MSC Cruises may still have only the third-largest cruise fleet in the world, but it keeps expanding in grand fashion.
At a ceremony in France, the cruise division of MSC Group took delivery of its 22nd ship, MSC Euribia. It’s the final evolution of the line’s popular Meraviglia class and the second ship for MSC Cruises to be powered by Liquefied Natural Gas, the cleanest and most efficient fuel available currently commercially at scale and can be adapted to other alternative fuels ad they become available. Onboard, it boasts a range of best-in-class environmental technology, including advanced onboard wastewater treatment systems and waste management handling.
The 6,330-guest MSC Euribia is expected to be the cleanest and most efficient cruise ship in the world, performing beyond the latest IMO Energy Efficiency Design Index requirements, the company says. When in service, the vessel emits up to 19 per cent less greenhouse gas emission per passenger per day than her sister ships which use conventional marine fuels. This amounts to 44 per cent less greenhouse gas emissions per passenger per day than ships built only 10 years ago.
“The cleanest energy is the energy that we don’t use and MSC Euribia has been constructed with this principle at its heart. This is why she marks with her coming into service such an important milestone toward our goal of achieving net zero CGH marine operations by 2050,” said Pierfrancesco Vago, executive chairman of the cruise division of MSC Group. “It’s important to us that our ships being built today are ready to accommodate the new sustainable fuels that are on the horizon. We also want to ensure they can easily be retrofitted with new technology and new efficiencies that will help deliver net zero greenhouse gas emissions,” he added.
Although the vessel can be powered using LNG, the ship design can also accommodate renewable fuels not yet available today, such as green methanol.

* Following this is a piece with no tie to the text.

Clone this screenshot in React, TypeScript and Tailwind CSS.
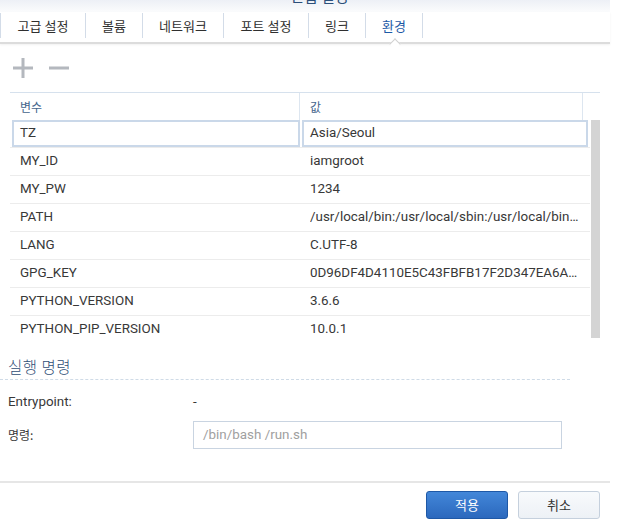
import React from "react";

const tabs = [
  { label: "고급 설정", w: "w-[85px]" },
  { label: "볼륨", w: "w-[57px]" },
  { label: "네트워크", w: "w-[81px]" },
  { label: "포트 설정", w: "w-[85px]" },
  { label: "링크", w: "w-[57px]" },
  { label: "환경", w: "w-[57px]", active: true },
];

const rows: [string, string][] = [
  ["TZ", "Asia/Seoul"],
  ["MY_ID", "iamgroot"],
  ["MY_PW", "1234"],
  ["PATH", "/usr/local/bin:/usr/local/sbin:/usr/local/bin:/usr/sbin:/usr/bin:/sbin:/bin"],
  ["LANG", "C.UTF-8"],
  ["GPG_KEY", "0D96DF4D4110E5C43FBFB17F2D347EA6AA65421D"],
  ["PYTHON_VERSION", "3.6.6"],
  ["PYTHON_PIP_VERSION", "10.0.1"],
];

export default function App() {
  return (
    <div className="w-[640px] h-[525px] bg-white overflow-hidden font-['Roboto','Noto_Sans_CJK_KR',sans-serif] text-[13.4px] text-[#383838]">
      <div className="w-[610px] flex flex-col">
        {/* title strip */}
        <div className="h-[12px] bg-gradient-to-b from-[#edf0f6] to-[#fbfcfd] overflow-hidden relative">
          <div className="absolute left-[290px] top-[-12px] text-[15px] text-[#2b4f7a] font-['Noto_Sans_CJK_KR',sans-serif] leading-[16px]">
            편집 설정
          </div>
        </div>
        {/* tabs */}
        <div className="h-[32px] flex items-start border-b-2 border-[#dcdcdc] shadow-[0_1px_2px_rgba(0,0,0,0.06)] relative">
          <div className="h-[25px] mt-[1px] border-l border-[#d3dce8]" />
          {tabs.map((t) => (
            <div
              key={t.label}
              className={`${t.w} h-[25px] mt-[1px] border-r border-[#d3dce8] flex items-center justify-center relative font-['Noto_Sans_CJK_KR',sans-serif] text-[13px] ${
                t.active ? "text-[#1d5aa6]" : "text-[#2f2f2f]"
              }`}
            >
              {t.label}
              {t.active && (
                <div className="absolute left-[25px] top-[27px] w-[8px] h-[8px] bg-white border-l border-t border-[#d0d0d0] rotate-45" />
              )}
            </div>
          ))}
        </div>
        {/* toolbar */}
        <div className="h-[48px] flex items-start pt-[14px] pl-[13px] gap-[16px]">
          <svg width="20" height="20" viewBox="0 0 20 20">
            <rect x="0" y="8.5" width="20" height="3" fill="#b4b8be" />
            <rect x="8.5" y="0" width="3" height="20" fill="#b4b8be" />
          </svg>
          <svg width="20" height="20" viewBox="0 0 20 20">
            <rect x="0" y="8.5" width="20" height="3" fill="#b4b8be" />
          </svg>
        </div>
        {/* grid */}
        <div className="ml-[10px] w-[590px]">
          <div className="flex h-[28px] border-t border-[#d6e1ed] items-stretch">
            <div className="w-[290px] border-r border-[#dde6f0] flex items-center pl-[10px] text-[#45658c] font-['Noto_Sans_CJK_KR',sans-serif] text-[12px]">
              변수
            </div>
            <div className="w-[283px] border-r border-[#dde6f0] flex items-center pl-[10px] text-[#45658c] font-['Noto_Sans_CJK_KR',sans-serif] text-[12px]">
              값
            </div>
            <div className="flex-1" />
          </div>
          <div className="flex h-[218px] overflow-hidden">
            <div className="w-[580px] flex flex-col">
              {rows.map(([k, v], i) =>
                i === 0 ? (
                  <div key={k} className="h-[28px] flex shrink-0 border-b border-[#ececec]">
                    <div className="w-[288px] ml-[2px] mr-[2px] border-2 border-[#cad8e9] flex items-center pl-[6px]">
                      {k}
                    </div>
                    <div className="w-[286px] mr-[2px] border-2 border-[#cad8e9] flex items-center pl-[6px] whitespace-nowrap overflow-hidden">
                      {v}
                    </div>
                  </div>
                ) : (
                  <div key={k} className="h-[28px] flex shrink-0 border-b border-[#ececec]">
                    <div className="w-[290px] flex items-center pl-[10px]">{k}</div>
                    <div className="w-[290px] flex items-center pl-[10px] pr-[10px] overflow-hidden">
                      <span className="block w-full whitespace-nowrap overflow-hidden text-ellipsis">{v}</span>
                    </div>
                  </div>
                )
              )}
            </div>
            <div className="w-[9px] ml-[1px] bg-[#d4d4d4]" />
          </div>
        </div>
        {/* section */}
        <div className="mt-[19px] pl-[8px] h-[22px] text-[15.5px] text-[#2f4e76] font-['Noto_Sans_CJK_KR',sans-serif] font-light leading-[18px] tracking-[0.5px]">
          실행 명령
        </div>
        <div className="w-[570px] border-t border-dashed border-[#cfdbe7]" />
        <div className="flex items-center h-[18px] mt-[13px] pl-[8px]">
          <div className="w-[185px]">Entrypoint:</div>
          <div>-</div>
        </div>
        <div className="flex items-center mt-[10px] pl-[8px]">
          <div className="w-[185px] font-['Noto_Sans_CJK_KR',sans-serif] text-[12px]">명령:</div>
          <div className="w-[369px] h-[28px] border border-[#c9d4e1] flex items-center pl-[9px] text-[#a0a0a0]">
            /bin/bash /run.sh
          </div>
        </div>
        {/* footer */}
        <div className="mt-[32px] border-t-2 border-[#e6e6e6]" />
        <div className="flex justify-end gap-[10px] pr-[10px] mt-[8px]">
          <button className="w-[82px] h-[28px] rounded-[3px] border border-[#1e58a6] bg-gradient-to-b from-[#4387d9] to-[#2b68bd] text-white text-[13px] font-['Noto_Sans_CJK_KR',sans-serif]">
            적용
          </button>
          <button className="w-[82px] h-[28px] rounded-[3px] border border-[#c5d0dd] bg-gradient-to-b from-[#f8fafc] to-[#edf1f6] text-[#333] text-[13px] font-['Noto_Sans_CJK_KR',sans-serif]">
            취소
          </button>
        </div>
      </div>
    </div>
  );
}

Further state of the art technology includes advanced water and waste treatment facilities. MSC Euribia has the latest advanced water and waste treatment facilities to help save the seas worldwide. Wastewater is treated to a very high quality that is of a better standard than many shoreside municipal wastewater treatment systems worldwide. The technology meets the strictest international IMO standards – including what’s known as the Baltic standard.
The Euribia will be sailing week-long cruises in northern Europe for most of the year, sailing from Copenhagen, Southampton, Kiel, Hamburg and Le Havre. In the winter, it does extended voyages that include the Canary Islands and Morocco.
At the delivery event at the Chantiers de l’Atlantique shipyard, officials also held the coin ceremony for the third LNG-powered ship in MSC Cruises’ fleet and first based in the United States, MSC World America. The new ship due in 2025 will feature many of the environmental innovations on MSC Euribia but with additional ones like pioneering technology to virtually eliminate methane slip from LNG when in operation. The two godmothers for the traditional ceremony were MSC Cruise Divisions’ Silvia Turbia and Chantiers de l’Atlantique’s Séverine Blandin.